The bird that would soar above the level plain of tradition and prejudice must have strong wings.
— The Awakening by Kate Chopin

Toward the end of the novel, Edna quoted Mademoiselle Reisz, an older character in the novel and a somewhat friend to Edna, a phrase that stuck with me: “The bird that would soar above the level plain of tradition and prejudice must have strong wings.” Realistically, it’s hard to have it “all," especially as a college student. The world says having it "all" looks like an awesomely perfect resume better than the next guy, while still being a healthy and well-rounded person. Of course I would love to succeed and be involved in all the amazing clubs on campus while excelling in classes, being the best friend, and getting an ample amount of sleep. Who wouldn’t want that? But I think the profound wisdom from this quote that helps define a fulfilling college life is to challenge the idea of what it means to “have it all.” To have an unconventional and counter-cultural version of "having it all" represents that bird with strong wings. People will tell me and have told me that my career aspirations aren't "big enough", I'm "wasting time with friends", or just "get good grades and you're set." But to me, that's not having it all. Personally to "have it all" looks like this:  loving and serving others, spending quality time with my friends and family, and passionately live life.  

To live in this manner can be hard, especially in the university setting. Even summers can be tiring because we’re expected to build that resume, pursue research, or at least have proof that you’ve been productive, or else you’re doomed. These aren’t inherently bad, but when they become the object of existence and purpose in life, it truly isn’t worth living for. To defy these imposed expectations, moreover the easily adoptable attitude that comes with it, can be difficult. Going against the norm as the bird Reisz describes requires determination and constant reminders of what is truly important in life. This was something I was relearning at the end of the semester in the midst of my tiredness, my change in career goals, and my failure to be there for the ones that I love. 

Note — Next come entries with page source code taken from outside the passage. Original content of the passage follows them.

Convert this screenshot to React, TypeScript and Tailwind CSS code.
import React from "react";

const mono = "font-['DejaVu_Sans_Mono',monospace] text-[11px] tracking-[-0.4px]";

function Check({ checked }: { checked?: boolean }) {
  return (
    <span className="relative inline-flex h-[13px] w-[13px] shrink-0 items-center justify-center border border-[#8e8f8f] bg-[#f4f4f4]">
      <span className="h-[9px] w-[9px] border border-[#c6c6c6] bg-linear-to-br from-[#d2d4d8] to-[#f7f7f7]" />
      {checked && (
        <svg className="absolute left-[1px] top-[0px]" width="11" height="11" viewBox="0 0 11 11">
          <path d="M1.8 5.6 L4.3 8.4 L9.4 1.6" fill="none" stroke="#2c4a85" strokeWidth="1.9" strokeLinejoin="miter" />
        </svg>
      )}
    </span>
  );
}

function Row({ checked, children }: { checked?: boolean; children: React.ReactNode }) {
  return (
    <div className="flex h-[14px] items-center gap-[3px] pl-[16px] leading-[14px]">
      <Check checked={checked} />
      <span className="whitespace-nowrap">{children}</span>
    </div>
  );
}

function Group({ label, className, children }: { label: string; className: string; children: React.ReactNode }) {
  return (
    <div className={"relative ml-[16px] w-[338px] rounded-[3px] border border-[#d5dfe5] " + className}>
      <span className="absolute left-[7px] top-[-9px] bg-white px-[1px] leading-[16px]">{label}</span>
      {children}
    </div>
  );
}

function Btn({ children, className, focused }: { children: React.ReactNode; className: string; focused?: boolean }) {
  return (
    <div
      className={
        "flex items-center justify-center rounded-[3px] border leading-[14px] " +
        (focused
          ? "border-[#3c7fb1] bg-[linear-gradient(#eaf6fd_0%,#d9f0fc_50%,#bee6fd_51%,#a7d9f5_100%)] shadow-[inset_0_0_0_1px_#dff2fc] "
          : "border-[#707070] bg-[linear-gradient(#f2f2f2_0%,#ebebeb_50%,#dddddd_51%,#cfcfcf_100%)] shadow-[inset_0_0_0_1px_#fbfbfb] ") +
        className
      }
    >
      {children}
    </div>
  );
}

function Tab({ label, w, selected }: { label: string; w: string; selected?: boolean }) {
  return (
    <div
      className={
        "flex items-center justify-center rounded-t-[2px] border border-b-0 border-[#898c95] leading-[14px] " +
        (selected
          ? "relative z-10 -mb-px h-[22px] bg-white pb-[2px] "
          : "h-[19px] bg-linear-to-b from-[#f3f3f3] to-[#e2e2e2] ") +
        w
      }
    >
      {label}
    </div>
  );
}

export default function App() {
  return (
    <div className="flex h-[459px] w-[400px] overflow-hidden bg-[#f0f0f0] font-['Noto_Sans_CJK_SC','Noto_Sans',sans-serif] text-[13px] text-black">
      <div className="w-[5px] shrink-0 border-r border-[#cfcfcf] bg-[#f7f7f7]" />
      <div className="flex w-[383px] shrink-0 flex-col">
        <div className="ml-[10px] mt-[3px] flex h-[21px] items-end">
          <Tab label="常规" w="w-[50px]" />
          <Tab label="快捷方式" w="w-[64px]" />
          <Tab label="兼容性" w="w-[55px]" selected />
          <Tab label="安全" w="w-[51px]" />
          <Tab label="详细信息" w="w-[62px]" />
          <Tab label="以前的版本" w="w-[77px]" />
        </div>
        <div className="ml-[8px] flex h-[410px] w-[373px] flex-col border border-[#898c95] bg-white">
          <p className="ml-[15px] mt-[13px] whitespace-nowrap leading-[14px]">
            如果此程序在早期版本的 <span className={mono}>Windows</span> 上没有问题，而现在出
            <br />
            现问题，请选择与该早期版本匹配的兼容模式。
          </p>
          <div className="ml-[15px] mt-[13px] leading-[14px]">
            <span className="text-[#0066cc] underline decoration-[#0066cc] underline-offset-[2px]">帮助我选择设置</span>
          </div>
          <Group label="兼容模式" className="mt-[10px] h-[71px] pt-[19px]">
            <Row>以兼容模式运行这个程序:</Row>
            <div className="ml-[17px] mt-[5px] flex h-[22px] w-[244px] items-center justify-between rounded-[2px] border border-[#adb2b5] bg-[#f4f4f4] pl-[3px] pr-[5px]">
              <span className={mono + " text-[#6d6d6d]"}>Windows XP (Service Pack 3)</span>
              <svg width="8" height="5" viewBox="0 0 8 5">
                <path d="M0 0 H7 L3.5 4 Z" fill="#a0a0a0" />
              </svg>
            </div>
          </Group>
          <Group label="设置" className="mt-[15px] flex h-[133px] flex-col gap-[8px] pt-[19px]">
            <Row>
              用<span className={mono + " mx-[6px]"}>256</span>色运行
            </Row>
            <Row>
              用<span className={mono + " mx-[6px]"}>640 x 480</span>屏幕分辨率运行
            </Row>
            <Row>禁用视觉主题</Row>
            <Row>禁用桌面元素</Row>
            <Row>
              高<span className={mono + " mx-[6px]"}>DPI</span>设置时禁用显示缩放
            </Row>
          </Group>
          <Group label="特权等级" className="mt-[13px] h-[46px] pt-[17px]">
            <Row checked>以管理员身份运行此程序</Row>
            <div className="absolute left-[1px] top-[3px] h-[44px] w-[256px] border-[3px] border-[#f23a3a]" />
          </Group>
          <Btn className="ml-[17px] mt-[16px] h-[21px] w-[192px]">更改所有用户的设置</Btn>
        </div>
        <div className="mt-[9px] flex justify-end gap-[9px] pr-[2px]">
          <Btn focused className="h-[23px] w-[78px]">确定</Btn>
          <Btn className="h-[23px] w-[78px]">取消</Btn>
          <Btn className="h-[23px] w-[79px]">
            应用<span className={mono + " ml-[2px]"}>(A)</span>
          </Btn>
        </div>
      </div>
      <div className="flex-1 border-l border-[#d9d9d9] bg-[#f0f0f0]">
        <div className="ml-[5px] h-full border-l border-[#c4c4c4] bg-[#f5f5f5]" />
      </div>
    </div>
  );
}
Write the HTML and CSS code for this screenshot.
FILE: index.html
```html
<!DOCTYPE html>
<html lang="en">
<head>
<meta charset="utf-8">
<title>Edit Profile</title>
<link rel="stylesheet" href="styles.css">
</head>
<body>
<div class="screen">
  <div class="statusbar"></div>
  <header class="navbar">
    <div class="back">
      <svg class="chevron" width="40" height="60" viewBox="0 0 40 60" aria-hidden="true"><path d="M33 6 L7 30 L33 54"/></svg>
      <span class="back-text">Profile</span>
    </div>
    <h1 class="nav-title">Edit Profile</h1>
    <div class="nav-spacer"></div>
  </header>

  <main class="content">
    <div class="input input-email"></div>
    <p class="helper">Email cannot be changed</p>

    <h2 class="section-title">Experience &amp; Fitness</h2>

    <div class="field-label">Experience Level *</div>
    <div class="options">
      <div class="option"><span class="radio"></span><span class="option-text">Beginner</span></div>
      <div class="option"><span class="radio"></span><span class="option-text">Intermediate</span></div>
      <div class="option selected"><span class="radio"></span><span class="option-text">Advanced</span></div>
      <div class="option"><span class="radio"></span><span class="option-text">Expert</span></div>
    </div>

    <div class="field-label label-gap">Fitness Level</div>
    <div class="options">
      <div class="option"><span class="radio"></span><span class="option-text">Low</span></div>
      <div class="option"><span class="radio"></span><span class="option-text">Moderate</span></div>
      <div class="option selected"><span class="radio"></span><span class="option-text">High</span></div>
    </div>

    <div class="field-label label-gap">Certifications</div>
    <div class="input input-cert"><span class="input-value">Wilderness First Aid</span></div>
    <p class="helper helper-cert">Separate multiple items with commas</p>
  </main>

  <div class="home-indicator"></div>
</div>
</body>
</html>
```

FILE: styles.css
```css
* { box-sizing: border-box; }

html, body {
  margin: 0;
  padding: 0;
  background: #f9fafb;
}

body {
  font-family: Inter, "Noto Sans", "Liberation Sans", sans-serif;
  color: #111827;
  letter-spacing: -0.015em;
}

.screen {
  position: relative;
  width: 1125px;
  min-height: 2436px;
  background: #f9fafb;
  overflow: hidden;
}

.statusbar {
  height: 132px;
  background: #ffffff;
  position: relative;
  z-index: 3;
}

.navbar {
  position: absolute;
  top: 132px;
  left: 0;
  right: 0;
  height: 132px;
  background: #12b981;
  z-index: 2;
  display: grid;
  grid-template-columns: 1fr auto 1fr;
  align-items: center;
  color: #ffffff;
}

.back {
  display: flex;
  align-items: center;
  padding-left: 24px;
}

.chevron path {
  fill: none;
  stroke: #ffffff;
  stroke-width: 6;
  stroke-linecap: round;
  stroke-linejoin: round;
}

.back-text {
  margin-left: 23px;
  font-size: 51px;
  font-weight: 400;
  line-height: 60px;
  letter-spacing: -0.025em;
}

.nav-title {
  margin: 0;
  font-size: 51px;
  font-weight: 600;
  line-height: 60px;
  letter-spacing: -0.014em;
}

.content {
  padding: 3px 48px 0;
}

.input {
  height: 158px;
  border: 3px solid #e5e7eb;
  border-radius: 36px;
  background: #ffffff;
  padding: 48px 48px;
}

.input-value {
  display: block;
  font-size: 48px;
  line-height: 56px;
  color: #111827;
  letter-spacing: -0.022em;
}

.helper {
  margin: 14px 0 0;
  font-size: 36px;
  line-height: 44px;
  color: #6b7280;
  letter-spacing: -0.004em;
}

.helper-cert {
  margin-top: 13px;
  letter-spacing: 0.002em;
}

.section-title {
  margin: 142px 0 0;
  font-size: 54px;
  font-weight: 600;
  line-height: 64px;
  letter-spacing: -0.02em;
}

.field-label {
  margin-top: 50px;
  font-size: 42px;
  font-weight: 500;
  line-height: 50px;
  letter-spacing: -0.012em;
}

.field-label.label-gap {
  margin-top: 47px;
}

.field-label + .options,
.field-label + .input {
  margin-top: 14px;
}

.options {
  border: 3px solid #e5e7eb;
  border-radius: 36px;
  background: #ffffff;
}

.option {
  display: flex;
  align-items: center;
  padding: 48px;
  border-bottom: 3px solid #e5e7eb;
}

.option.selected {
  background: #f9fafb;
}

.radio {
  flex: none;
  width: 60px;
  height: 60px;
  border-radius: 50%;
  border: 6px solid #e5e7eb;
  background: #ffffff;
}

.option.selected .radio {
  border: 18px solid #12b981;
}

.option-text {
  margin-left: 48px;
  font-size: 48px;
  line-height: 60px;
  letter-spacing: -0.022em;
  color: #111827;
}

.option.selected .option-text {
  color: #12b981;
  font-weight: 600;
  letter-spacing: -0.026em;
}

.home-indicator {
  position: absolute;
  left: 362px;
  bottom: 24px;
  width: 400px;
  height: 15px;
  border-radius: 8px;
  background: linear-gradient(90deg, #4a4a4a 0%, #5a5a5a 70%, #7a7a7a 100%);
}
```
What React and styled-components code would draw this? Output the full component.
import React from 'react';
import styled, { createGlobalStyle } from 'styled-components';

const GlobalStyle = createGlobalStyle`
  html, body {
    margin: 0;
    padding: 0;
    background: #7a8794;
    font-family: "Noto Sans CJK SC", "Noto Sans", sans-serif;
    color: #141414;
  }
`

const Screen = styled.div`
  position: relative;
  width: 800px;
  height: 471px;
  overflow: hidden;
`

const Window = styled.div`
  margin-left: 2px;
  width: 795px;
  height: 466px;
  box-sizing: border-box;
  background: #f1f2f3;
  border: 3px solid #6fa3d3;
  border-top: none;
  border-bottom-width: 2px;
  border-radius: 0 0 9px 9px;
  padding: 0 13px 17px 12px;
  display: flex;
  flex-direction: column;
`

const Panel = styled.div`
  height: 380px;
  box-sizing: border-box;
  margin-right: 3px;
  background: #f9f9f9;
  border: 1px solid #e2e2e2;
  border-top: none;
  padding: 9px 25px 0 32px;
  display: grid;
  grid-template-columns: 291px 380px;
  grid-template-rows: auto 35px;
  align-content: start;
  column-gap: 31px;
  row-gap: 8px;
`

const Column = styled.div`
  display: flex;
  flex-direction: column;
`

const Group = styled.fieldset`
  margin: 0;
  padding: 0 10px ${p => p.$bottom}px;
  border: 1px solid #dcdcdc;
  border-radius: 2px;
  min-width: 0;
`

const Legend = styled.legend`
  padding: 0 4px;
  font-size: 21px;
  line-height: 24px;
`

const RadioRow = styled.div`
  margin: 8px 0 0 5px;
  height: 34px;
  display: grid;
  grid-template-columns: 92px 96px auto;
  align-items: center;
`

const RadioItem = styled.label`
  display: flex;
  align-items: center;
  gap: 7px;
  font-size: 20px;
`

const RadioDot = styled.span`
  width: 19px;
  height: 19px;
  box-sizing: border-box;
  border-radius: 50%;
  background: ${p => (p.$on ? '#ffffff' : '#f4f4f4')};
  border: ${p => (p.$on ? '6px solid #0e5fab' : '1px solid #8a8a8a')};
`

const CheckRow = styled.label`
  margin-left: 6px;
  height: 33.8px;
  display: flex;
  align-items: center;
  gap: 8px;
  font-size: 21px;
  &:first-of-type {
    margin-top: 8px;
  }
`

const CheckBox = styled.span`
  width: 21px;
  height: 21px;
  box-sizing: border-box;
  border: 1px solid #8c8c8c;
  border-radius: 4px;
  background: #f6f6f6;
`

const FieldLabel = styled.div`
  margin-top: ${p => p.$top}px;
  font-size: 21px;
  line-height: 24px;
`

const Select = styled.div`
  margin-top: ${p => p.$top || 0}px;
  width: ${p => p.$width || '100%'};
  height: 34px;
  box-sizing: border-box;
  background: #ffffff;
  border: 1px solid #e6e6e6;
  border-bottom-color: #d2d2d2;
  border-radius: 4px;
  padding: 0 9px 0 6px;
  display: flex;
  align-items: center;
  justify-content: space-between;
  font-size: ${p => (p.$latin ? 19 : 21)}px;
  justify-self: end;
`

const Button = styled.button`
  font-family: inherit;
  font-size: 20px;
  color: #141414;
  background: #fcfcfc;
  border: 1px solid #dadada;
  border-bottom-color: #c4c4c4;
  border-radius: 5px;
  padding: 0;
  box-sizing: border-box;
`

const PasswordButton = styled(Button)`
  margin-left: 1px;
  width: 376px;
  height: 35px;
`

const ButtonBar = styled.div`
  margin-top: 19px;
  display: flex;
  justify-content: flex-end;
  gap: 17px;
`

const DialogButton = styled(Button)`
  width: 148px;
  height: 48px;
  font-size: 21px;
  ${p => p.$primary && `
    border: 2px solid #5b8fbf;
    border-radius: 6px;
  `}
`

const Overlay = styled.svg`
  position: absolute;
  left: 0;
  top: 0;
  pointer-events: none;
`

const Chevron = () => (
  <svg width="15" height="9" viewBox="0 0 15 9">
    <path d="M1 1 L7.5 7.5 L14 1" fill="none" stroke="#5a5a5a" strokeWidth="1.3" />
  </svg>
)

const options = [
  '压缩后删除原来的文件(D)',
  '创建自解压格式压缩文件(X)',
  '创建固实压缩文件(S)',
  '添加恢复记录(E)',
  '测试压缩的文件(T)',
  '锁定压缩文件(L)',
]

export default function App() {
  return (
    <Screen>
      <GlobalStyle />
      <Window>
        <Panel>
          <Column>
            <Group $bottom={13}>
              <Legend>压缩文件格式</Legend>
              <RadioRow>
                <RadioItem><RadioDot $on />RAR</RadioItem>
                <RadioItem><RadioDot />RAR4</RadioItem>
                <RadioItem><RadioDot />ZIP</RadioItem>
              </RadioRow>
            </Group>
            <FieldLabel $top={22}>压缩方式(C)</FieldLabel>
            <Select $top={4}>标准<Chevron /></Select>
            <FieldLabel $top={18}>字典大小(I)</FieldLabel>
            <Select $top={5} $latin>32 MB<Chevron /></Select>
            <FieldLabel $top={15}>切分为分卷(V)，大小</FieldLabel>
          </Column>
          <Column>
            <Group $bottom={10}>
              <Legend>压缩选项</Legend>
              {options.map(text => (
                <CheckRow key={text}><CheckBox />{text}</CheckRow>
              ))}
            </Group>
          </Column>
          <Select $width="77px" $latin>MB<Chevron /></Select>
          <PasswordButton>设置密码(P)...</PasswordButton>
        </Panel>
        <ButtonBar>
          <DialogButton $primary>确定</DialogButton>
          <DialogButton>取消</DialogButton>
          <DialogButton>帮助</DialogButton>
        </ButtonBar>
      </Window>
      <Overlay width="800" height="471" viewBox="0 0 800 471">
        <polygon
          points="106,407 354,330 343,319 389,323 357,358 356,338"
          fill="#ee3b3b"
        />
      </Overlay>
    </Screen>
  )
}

So what am I doing this summer? I’ll be at home with my family, trying to make up for lost time due to school. I’ll be hanging out with friends, and supporting them through all the amazing things they’re doing this summer. I’ll be taking a class in Sign Language so I can learn to be more immersed in Deaf culture. I’ll be working at Kumon in my hometown and be reunited with the adorable kiddos I taught back in high school. Last but not least, I'll be reading books and learning new things about myself and the world around me as I experience a new city and its rich culture. This summer, these are my “little things” that will bring me joy. Laissez les bons temps rouler.